Le jeu introduit également un système de moral et de fatigue, simulant l’impact psychologique des quêtes prolongées sur vos aventuriers. Ce choix renforce l’idée que chaque victoire se paye au prix d’une préparation minutieuse et de sacrifices.
Cependant, bien que les mécaniques soient riches, certains combats souffrent d’un déséquilibre flagrant. Les ennemis peuvent parfois infliger des dégâts démesurés ou bénéficier d’avantages tactiques difficiles à contrer sans un grinding intensif. Ce déséquilibre peut frustrer les joueurs, même sur les niveaux de difficulté les plus accessibles.
Visuellement, Nightmare Feast s’imprègne des codes esthétiques de l’univers Goblin Slayer. Les environnements – des villages assiégés aux cavernes infestées de gobelins – sont riches en détails, avec une palette de couleurs sombres et des textures qui retranscrivent bien la brutalité et l’austérité de ce monde. Les personnages, dessinés par Noboru Kannatsuki, conservent leur style distinct, mêlant réalisme et caricature pour souligner les traits de leurs personnalités.
Les animations en combat méritent également d’être saluées : les sorts explosifs, les coups critiques et les défenses désespérées s’accompagnent d’effets visuels dynamiques qui renforcent l’impact de chaque action. Cependant, certaines textures moins travaillées trahissent les limitations techniques de la Nintendo Switch, particulièrement lors des séquences en extérieur.
La bande-son de Nightmare Feast joue un rôle crucial pour immerger les joueurs dans cette aventure sombre. Les thèmes orchestraux, souvent mélancoliques, soulignent la gravité des situations tandis que des morceaux plus énergiques accompagnent les batailles épiques. Les effets sonores – le craquement des armes, les incantations magiques, ou le hurlement des gobelins – renforcent l’immersion dans cet univers impitoyable.
Les doublages japonais, bien que globalement solides, présentent des performances inégales. Certains personnages bénéficient d’une interprétation convaincante, transmettant avec justesse la tension et l’urgence des situations. D’autres, en revanche, manquent de nuance, ce qui peut nuire à l’immersion dans les scènes clés. À noter également que le jeu ne propose qu’une traduction anglaise, ce qui peut représenter une barrière pour certains joueurs.

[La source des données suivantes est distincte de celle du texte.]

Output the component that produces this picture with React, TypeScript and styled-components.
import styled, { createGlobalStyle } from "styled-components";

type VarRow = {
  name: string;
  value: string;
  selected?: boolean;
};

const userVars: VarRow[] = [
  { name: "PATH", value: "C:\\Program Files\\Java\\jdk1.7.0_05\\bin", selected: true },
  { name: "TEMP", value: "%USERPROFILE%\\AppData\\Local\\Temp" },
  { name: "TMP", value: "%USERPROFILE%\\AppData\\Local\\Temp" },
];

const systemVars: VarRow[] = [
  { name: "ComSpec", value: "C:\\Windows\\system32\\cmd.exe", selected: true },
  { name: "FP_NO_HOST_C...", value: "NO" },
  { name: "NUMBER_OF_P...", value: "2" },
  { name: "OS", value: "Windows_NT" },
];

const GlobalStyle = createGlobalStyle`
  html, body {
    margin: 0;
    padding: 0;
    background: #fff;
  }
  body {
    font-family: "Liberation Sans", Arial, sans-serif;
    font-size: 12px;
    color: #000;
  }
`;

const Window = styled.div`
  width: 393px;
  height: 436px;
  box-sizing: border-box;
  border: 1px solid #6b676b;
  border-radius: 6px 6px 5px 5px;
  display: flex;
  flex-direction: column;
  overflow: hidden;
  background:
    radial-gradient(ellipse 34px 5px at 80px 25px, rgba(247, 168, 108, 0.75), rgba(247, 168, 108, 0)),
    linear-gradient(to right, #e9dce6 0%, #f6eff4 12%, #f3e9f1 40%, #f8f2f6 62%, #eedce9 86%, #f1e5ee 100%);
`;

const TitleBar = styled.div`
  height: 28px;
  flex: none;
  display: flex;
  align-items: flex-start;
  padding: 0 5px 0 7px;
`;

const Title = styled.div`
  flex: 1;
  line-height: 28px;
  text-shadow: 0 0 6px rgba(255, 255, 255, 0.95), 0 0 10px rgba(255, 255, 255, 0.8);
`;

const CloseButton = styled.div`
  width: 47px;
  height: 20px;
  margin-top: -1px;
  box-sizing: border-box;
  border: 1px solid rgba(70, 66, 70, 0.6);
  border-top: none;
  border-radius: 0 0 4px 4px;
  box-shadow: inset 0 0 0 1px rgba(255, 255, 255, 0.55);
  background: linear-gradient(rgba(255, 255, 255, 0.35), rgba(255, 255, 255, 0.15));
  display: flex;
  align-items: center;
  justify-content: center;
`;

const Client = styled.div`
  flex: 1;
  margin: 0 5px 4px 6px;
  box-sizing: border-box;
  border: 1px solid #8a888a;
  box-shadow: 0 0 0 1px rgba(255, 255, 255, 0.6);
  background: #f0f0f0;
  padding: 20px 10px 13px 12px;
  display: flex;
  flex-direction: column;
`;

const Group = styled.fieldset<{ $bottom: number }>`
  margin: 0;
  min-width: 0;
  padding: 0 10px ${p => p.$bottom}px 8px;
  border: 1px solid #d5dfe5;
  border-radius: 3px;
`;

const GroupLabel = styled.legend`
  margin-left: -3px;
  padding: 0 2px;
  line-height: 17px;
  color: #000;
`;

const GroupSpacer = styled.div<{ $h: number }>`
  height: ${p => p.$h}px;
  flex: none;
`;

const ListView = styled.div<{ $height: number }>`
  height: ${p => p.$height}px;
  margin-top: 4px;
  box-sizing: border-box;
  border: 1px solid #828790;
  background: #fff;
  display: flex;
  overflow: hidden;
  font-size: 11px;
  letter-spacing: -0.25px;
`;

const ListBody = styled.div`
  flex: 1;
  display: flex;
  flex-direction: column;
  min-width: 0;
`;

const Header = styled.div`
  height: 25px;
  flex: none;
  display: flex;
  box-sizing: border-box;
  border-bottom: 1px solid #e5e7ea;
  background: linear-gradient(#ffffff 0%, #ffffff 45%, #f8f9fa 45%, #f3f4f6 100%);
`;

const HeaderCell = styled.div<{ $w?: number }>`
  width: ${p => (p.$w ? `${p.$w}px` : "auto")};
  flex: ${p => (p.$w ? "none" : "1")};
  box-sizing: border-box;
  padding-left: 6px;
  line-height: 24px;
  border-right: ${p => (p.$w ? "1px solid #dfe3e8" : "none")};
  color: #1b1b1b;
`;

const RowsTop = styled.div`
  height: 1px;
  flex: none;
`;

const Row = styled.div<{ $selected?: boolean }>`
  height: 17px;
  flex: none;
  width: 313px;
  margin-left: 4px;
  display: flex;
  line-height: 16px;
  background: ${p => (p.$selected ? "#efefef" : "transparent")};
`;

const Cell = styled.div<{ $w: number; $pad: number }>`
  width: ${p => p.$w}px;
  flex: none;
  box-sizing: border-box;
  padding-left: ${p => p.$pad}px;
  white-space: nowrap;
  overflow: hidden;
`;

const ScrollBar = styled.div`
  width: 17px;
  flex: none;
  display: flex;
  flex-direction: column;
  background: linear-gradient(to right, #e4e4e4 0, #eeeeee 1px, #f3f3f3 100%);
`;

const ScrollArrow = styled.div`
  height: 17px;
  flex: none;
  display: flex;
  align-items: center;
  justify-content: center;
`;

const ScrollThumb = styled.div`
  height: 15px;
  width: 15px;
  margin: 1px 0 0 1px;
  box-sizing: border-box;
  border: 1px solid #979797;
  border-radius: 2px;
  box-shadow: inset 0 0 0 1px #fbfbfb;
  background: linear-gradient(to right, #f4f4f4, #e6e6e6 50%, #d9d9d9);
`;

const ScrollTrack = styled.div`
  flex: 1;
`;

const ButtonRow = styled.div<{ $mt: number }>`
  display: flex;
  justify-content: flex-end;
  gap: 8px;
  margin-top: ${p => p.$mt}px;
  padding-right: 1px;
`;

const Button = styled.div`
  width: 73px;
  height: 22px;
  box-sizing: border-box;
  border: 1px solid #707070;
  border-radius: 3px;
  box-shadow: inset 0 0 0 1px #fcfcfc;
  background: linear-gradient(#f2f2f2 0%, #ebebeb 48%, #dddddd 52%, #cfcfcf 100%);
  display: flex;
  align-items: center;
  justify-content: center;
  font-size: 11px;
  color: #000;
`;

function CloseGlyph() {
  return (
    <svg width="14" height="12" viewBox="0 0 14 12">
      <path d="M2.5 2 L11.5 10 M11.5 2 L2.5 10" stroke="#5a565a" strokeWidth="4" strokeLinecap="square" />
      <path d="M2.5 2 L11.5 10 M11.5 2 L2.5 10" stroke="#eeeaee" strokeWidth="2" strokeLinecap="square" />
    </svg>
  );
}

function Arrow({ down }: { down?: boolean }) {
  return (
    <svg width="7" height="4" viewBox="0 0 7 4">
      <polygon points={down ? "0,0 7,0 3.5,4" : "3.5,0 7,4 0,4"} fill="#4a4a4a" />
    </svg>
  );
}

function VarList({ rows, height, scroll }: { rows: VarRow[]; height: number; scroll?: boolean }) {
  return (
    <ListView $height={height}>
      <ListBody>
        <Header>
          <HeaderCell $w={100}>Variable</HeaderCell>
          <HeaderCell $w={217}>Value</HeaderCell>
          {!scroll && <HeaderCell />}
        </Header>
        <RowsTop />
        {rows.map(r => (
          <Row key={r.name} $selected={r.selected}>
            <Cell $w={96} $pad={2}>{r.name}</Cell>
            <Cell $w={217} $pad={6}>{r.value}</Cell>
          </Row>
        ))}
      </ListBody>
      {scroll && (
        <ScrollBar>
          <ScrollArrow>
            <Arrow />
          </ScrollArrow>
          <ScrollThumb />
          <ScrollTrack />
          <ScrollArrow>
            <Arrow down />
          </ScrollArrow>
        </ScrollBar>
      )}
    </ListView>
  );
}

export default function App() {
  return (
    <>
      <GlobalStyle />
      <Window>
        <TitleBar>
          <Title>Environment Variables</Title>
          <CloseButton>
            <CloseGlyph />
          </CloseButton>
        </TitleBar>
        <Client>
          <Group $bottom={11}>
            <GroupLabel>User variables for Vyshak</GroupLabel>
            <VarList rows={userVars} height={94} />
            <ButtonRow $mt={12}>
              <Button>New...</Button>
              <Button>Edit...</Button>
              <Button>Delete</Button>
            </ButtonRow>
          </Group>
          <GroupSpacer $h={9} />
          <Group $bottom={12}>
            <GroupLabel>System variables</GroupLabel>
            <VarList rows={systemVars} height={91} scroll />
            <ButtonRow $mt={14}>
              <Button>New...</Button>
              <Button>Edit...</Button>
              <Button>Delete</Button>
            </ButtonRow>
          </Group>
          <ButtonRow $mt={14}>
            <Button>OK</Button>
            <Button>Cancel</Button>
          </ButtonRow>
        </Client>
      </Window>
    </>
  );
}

Un autre point fort de Nightmare Feast est sa gestion des héros. Chaque personnage peut être personnalisé en fonction de ses compétences, de son équipement et de ses traits passifs, vous permettant de construire une équipe adaptée à vos stratégies. L’acquisition de nouvelles armes, armures et artefacts est gratifiante, bien que parfois rendue laborieuse par le besoin de collecter des ressources rares.
Avec environ 30 heures pour compléter la campagne principale, le jeu offre une durée de vie respectable. Les quêtes secondaires, bien que moins nombreuses qu’attendu, ajoutent une variété bienvenue. Toutefois, leur design manque parfois d’originalité, se résumant à des missions de récupération ou d’élimination.
Le jeu excelle dans la tension qu’il impose : chaque décision de combat, chaque gestion de ressource, peut avoir des conséquences à long terme. Cela dit, cette difficulté accrue pourrait décourager les joueurs cherchant une expérience plus détendue.